The Two-Phase Membrane Problem -- an Intersection-Comparison Approach to the Regularity at Branch Points
Henrik Shahgholian, Georg S. Weiss
TL;DR
The paper analyzes the two-phase membrane problem and proves in 2D that near branch points the free boundary splits into at most two $C^1$-graphs, using an intersection-comparison method based on Aleksandrov reflection. It also proves a stability result under boundary data perturbations and, in higher dimensions, establishes finiteness of the $(n-1)$-dimensional Hausdorff measure of the free boundary. Key tools include Weiss’s monotonicity formula, the Alt-Caffarelli-Friedman monotonicity, and a global blow-up classification that leads to uniform graphical regularity near branch points.
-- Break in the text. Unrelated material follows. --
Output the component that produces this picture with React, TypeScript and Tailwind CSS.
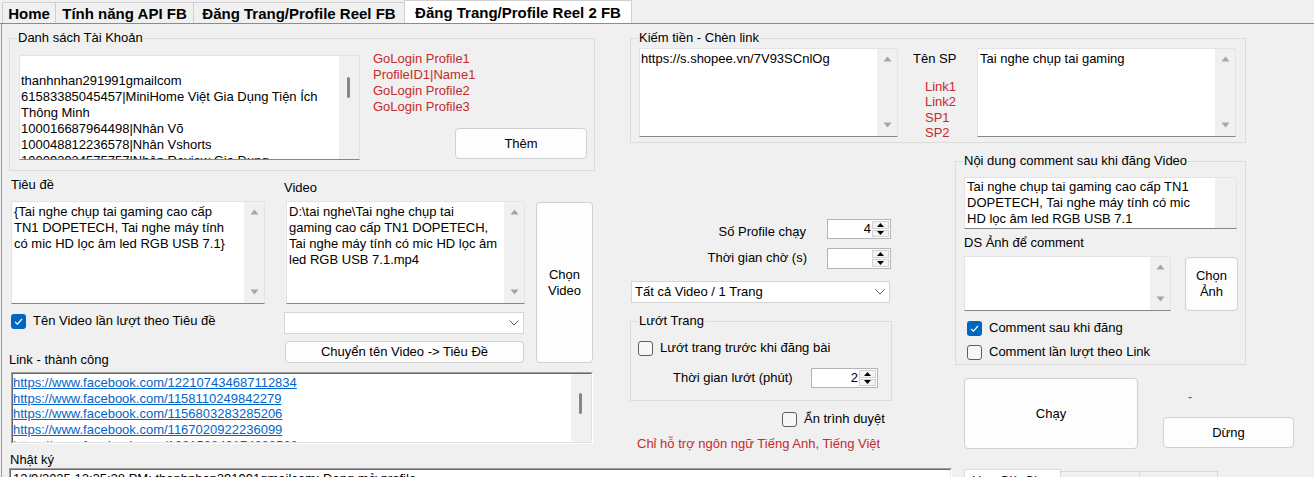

The work advances the understanding of branch-point regularity for free boundary problems with two phases and provides a framework for stability and measure-theoretic control of the free boundary.
Abstract
For the two-phase membrane problem $ \Delta u = {\lambda_+\over 2} \chi_{\{u>0\}} - {\lambda_-\over 2} \chi_{\{u<0\}} ,$ where $\lambda_+> 0$ and $\lambda_->0 ,$ we prove in two dimensions that the free boundary is in a neighborhood of each ``branch point'' the union of two $C^1$-graphs. We also obtain a stability result with respect to perturbations of the boundary data. Our analysis uses an intersection-comparison approach based on the Aleksandrov reflection. In higher dimensions we show that the free boundary has finite $(n-1)$-dimensional Hausdorff measure.